Journal of Sedimentary Research (SEPM)

Abstract


Journal of Sedimentary Petrology
Vol. 55 (1985)No. 2. (March), Pages 196-204

Paleoclimatic Significance of Widespread Proterozoic Silcretes in the Bear and Churchill Provinces of the Northwestern Canadian Shield

Gerald M. Ross (3), Jeffrey R. Chiarenzelli (4)

ABSTRACT

Silcrete is widespread in the Thelon Basin and lower Coppermine Homocline, two Early to Middle Proterozoic cratonic cover sequences in the northwest Canadian Shield. In the Thelon Basin, silcrete occurs as silicified lateritic weathering profiles, weathered tops of rhyolite flows, and silicified terrestrial volcaniclastic sediments.

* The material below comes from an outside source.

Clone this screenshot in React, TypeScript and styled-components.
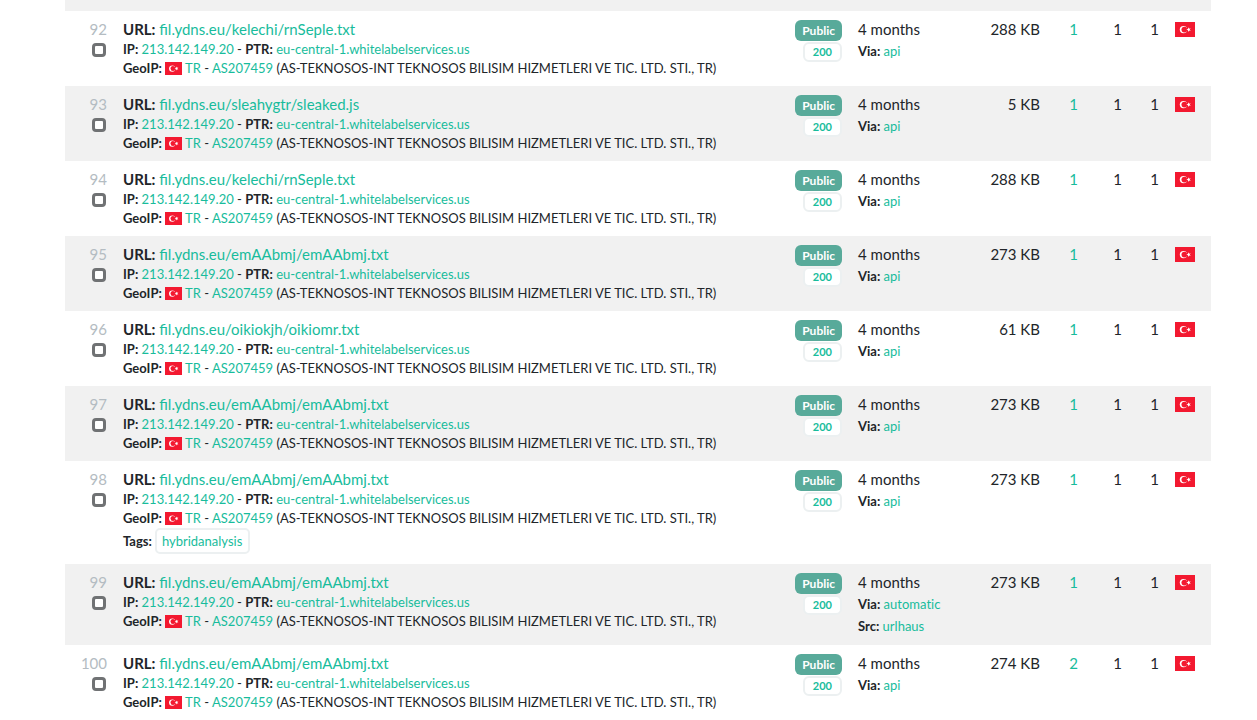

In Coppermine Homocline, silcrete comprises silica-cemented rock fans at the basal unconformity, silicified evaporitic fracture-fills in basement, and silicified ephemeral lake sediments. Petrographic studies of the silcretes indicate that they are strikingly similar to Cenozoic silcretes from southern Africa and Australia formed under arid climates. The silcretes in both Proterozoic sequences are associated with climate-sensitive sediments, such as eolian tes and evaporites, that also suggest an arid environment of deposition. Geochronologic data indicate that the silcretes represent part of an arid paleogeographic province that existed in the northwest Canadian Shield at about 1.85-1.7 Ga. Although the Proterozoic silcretes are petrographically similar to Cenozoic arid climate analogs, the lack of land plants in the Precambrian suggests that geochemical criteria used to distinguish Cenozoic arid and humid climate silcretes may not be applicable to Precambrian examples.